▶ Instructions for the task
From the listing below, extract each line containing the string "this".
::: Dataset content :::
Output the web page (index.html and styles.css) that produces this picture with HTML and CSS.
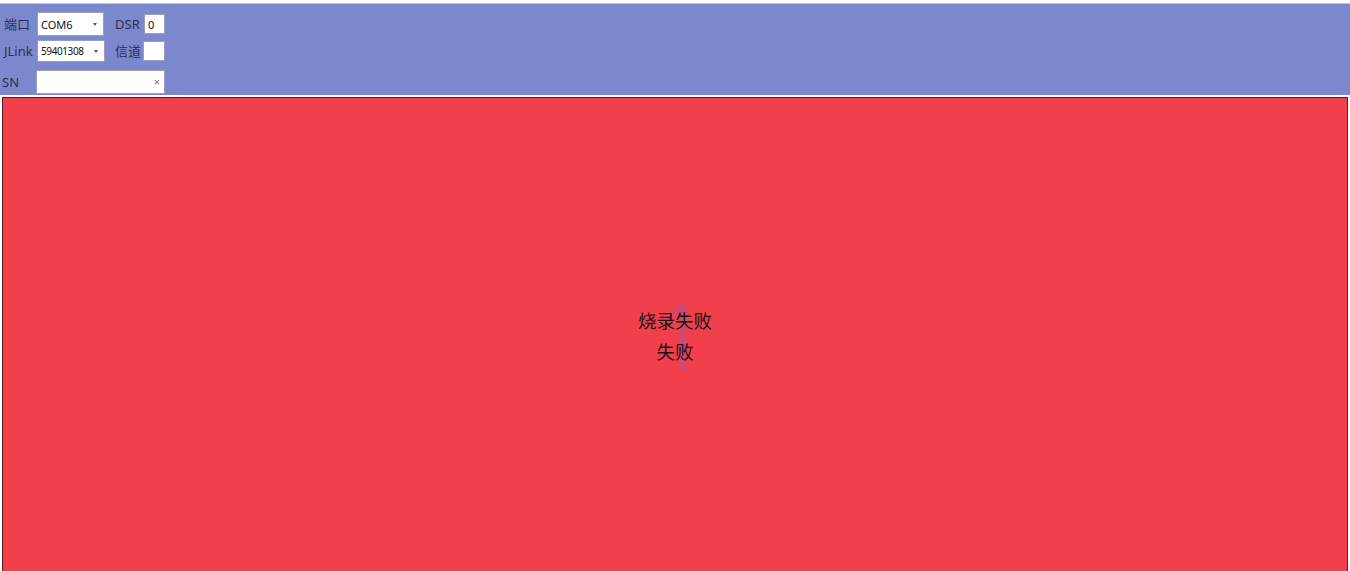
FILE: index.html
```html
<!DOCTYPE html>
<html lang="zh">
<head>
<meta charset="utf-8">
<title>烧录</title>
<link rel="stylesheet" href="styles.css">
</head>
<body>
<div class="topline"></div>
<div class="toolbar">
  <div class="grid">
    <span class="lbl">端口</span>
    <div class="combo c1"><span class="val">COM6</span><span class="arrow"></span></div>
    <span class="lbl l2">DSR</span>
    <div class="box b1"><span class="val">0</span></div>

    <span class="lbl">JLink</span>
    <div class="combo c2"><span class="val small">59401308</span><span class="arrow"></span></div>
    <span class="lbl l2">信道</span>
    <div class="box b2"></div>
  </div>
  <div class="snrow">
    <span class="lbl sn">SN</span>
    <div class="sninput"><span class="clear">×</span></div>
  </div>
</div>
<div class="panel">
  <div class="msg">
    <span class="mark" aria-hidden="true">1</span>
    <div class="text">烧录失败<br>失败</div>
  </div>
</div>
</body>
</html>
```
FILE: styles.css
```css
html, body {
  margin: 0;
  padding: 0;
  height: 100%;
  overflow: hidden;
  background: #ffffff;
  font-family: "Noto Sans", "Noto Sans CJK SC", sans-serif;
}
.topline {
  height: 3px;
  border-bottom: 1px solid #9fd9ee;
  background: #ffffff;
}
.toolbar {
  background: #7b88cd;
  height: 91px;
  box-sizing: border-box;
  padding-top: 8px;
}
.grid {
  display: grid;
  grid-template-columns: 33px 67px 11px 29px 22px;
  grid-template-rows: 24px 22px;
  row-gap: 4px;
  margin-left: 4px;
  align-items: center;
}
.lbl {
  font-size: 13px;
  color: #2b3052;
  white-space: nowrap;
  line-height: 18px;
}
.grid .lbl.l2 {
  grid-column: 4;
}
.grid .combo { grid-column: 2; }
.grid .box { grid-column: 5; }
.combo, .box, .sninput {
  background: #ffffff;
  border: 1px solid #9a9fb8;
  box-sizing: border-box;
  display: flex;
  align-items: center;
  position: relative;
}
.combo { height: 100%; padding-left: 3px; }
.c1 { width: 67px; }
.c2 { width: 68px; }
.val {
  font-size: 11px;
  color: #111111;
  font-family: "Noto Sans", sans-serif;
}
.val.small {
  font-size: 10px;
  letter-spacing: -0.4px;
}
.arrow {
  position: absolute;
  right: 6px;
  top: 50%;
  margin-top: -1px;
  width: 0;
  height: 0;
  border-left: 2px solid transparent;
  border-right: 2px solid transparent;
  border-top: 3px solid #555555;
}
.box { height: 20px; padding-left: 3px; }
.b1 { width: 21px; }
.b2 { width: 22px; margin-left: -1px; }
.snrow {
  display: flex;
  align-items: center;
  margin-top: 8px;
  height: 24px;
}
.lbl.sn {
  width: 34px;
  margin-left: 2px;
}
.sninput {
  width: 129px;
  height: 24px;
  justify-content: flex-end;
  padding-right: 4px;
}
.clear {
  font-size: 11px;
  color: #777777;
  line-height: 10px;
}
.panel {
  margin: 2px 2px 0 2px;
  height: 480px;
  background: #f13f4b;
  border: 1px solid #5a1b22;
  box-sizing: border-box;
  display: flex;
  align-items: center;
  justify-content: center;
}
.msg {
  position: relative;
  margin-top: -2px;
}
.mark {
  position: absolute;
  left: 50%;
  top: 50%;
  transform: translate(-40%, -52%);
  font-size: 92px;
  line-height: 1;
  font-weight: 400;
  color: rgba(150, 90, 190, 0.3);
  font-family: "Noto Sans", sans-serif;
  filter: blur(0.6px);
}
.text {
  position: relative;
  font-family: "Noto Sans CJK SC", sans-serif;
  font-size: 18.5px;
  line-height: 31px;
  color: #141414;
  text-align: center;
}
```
:::
::: Dataset content :::
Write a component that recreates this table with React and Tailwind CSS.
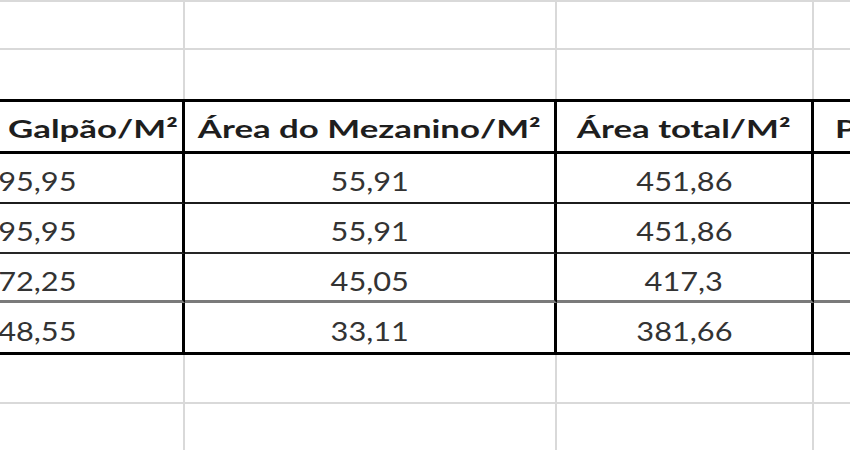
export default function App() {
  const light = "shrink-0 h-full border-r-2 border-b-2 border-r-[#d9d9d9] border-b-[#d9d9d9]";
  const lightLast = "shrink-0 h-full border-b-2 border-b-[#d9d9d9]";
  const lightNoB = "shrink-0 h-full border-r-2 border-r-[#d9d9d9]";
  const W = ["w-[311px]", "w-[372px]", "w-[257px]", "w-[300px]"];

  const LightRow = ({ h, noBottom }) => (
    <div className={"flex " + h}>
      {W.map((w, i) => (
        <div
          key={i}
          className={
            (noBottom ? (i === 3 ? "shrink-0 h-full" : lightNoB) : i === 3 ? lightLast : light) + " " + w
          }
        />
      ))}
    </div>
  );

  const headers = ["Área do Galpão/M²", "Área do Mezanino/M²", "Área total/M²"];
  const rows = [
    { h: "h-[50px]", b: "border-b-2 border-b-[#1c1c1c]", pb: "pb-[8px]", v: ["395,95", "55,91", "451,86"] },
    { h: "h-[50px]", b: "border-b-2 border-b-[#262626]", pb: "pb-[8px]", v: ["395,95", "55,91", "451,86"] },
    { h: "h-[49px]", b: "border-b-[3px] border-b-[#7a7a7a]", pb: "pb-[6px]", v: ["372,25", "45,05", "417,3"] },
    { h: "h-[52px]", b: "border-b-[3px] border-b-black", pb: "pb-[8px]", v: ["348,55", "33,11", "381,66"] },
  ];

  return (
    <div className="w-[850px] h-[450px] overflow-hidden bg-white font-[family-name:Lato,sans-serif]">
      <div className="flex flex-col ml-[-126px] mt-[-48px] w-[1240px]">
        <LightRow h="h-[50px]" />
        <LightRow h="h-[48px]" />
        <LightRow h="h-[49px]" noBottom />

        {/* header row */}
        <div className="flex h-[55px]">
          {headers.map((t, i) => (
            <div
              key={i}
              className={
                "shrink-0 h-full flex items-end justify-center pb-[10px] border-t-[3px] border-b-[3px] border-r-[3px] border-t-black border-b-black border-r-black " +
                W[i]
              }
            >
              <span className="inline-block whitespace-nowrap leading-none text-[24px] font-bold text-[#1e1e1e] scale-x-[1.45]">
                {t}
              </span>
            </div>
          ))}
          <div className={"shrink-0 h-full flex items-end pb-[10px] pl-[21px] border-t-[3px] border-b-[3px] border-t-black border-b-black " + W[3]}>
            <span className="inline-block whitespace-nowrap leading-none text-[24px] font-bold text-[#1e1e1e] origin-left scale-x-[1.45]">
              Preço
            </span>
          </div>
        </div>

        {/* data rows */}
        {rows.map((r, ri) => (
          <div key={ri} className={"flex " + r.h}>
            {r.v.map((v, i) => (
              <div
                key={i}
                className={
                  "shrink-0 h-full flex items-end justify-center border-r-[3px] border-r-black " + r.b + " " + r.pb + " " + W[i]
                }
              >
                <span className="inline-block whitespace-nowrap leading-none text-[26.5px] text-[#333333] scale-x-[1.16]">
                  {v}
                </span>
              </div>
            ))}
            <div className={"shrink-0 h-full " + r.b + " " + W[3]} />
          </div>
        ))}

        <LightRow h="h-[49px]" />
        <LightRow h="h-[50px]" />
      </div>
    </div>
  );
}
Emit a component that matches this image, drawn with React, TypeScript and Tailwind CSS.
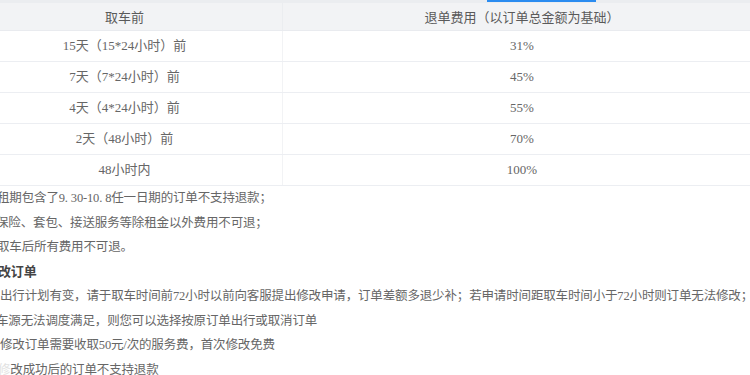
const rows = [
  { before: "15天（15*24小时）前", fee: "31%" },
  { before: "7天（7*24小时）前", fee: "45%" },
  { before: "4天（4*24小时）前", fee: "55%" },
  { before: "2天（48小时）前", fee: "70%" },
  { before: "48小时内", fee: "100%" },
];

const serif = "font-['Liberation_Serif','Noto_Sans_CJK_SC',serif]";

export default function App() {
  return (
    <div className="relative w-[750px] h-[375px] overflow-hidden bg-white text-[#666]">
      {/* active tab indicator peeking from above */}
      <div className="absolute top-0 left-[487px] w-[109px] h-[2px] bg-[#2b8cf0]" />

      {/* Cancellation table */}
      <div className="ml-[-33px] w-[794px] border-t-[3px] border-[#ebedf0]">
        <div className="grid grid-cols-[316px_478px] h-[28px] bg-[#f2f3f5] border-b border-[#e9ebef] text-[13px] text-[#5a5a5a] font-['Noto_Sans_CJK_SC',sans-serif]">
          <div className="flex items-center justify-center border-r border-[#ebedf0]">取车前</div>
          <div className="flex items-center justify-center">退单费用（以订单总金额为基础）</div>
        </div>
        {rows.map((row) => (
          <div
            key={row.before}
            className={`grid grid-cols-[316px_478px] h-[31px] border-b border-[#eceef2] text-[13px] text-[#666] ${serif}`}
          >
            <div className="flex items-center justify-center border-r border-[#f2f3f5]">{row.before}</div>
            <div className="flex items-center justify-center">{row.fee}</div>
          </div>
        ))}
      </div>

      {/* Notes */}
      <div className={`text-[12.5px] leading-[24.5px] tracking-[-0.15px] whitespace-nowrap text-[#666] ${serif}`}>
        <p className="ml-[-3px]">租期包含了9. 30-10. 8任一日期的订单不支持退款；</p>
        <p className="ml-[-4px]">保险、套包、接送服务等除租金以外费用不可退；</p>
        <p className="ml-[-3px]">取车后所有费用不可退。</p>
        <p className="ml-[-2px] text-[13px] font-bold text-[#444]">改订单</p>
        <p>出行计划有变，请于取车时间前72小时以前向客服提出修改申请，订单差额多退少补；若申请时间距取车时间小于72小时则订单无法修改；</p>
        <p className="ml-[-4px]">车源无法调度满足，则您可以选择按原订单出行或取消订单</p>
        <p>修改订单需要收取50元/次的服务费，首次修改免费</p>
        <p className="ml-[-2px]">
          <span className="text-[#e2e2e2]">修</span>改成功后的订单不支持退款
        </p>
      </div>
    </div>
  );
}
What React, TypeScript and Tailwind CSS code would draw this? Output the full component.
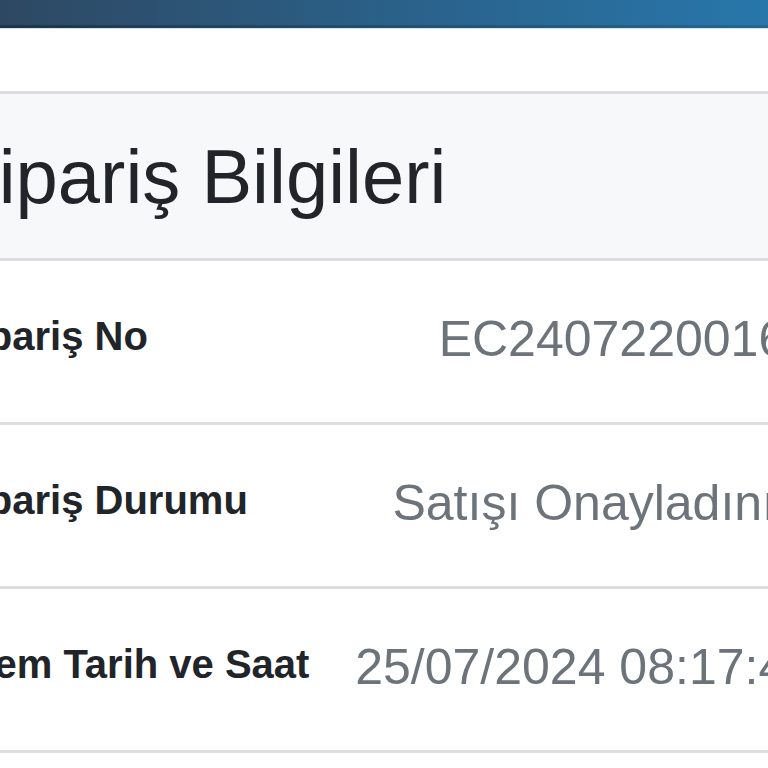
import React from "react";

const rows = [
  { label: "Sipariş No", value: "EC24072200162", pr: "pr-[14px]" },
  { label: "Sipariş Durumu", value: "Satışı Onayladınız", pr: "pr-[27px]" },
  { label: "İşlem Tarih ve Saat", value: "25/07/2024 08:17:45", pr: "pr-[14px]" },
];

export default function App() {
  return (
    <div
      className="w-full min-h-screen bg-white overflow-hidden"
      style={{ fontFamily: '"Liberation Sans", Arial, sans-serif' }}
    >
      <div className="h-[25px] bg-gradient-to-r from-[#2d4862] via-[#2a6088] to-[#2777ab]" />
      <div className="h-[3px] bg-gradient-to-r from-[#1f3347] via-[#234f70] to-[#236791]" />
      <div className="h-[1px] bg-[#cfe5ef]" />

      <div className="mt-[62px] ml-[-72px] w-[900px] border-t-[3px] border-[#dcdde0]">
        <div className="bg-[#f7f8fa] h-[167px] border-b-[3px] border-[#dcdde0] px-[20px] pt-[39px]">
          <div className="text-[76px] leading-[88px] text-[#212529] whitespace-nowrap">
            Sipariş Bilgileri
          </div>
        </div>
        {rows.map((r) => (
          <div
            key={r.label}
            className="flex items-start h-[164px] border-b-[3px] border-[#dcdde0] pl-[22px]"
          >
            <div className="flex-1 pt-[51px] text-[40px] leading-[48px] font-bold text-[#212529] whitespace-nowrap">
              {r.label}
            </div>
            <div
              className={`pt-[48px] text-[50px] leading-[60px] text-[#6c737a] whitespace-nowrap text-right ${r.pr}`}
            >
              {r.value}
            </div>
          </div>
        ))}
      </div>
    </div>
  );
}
:::
::: Dataset content :::
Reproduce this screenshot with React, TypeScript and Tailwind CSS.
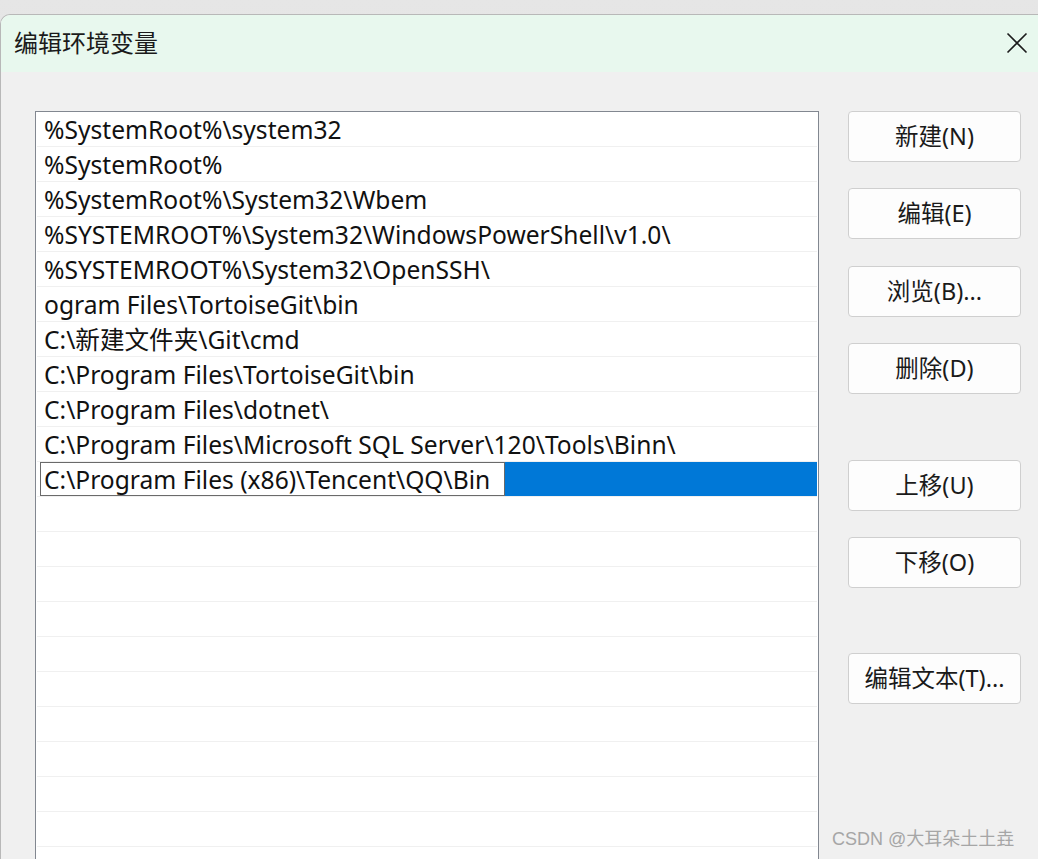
:::
▶ Correct output
Output the web page (index.html and styles.css) that produces this picture with HTML and CSS.
Write a component that recreates this table with React and Tailwind CSS.
Emit a component that matches this image, drawn with React, TypeScript and Tailwind CSS.
What React, TypeScript and Tailwind CSS code would draw this? Output the full component.
Reproduce this screenshot with React, TypeScript and Tailwind CSS.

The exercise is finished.